The irony in this situation is that DART didn't even know it owned the track in question until Johnson's group drove about the city, took pictures of the track and presented those pictures and maps to DART executives. Most of the track in question is in sidings that DART inherited when it acquired right-of-ways from other lines. The proposal is for the two contractors to remove the rail, remediate the right-of-ways and pay themselves by selling rail, spikes, ties and gravel salvaged from the right-of-ways.

The right-of-ways, now idle and neglected, would be cleaned up at zero cost to DART or taxpayers. The contractors, both of whom have experience hiring ex-offenders, have promised to hire them for this work, pay better than minimum wage, provide benefits and also provide special training in machinery operation and other skills and experience that could lead to more jobs later for the ex-offenders.

The land in question often does not belong to DART, but the tracks do.
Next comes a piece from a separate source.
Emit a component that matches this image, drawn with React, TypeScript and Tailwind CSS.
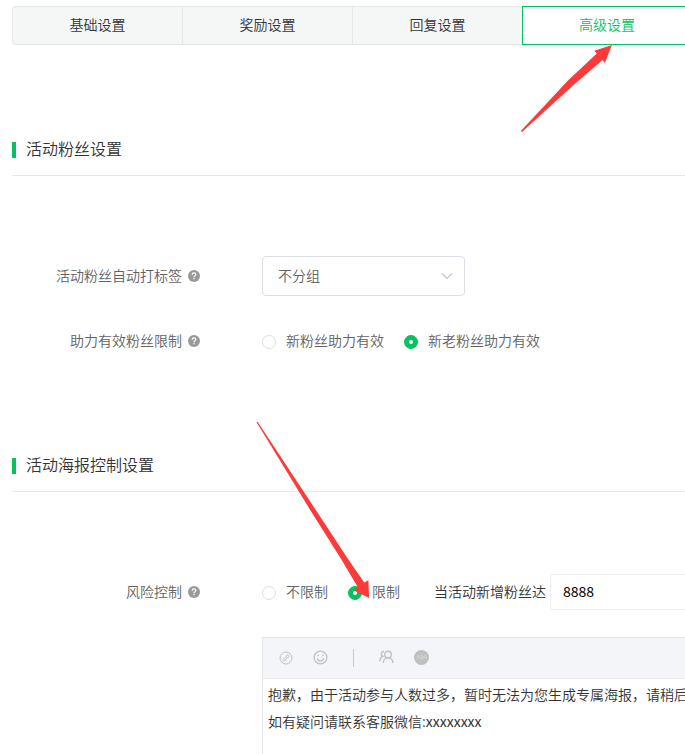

Early on in negotiations, Johnson was told the contractors involved would have to acquire special insurance to cover operations on private property. He says his two contractors borrowed money and acquired the insurance at a cost of several thousand dollars, only to have communications with DART suspended without explanation.

After the meeting I spoke with DART board chairman John Danish, who told me he thinks Johnson's idea has merit and should be taken seriously by the board. "I plan to present it to the Committee of the Whole," he said -- a step that would put the idea squarely before the entire board. "I think this is an idea that the whole board needs to learn more about."

Two hours before the board meeting, dozens of men and women began gathering quietly in Johnson's offices in the Domingo Garcia Tower Building in Oak Cliff. Johnson led them in prayer, then ushered them down to the street for a bus ride across the river to DART headquarters downtown. From Oak Cliff to downtown, the mood of the crowd was somber and a little hard to read -- intense or desperate, probably some of both.

After the meeting as they waited for the return bus ride, their mood was unchanged. People like this don't give in easily to hope.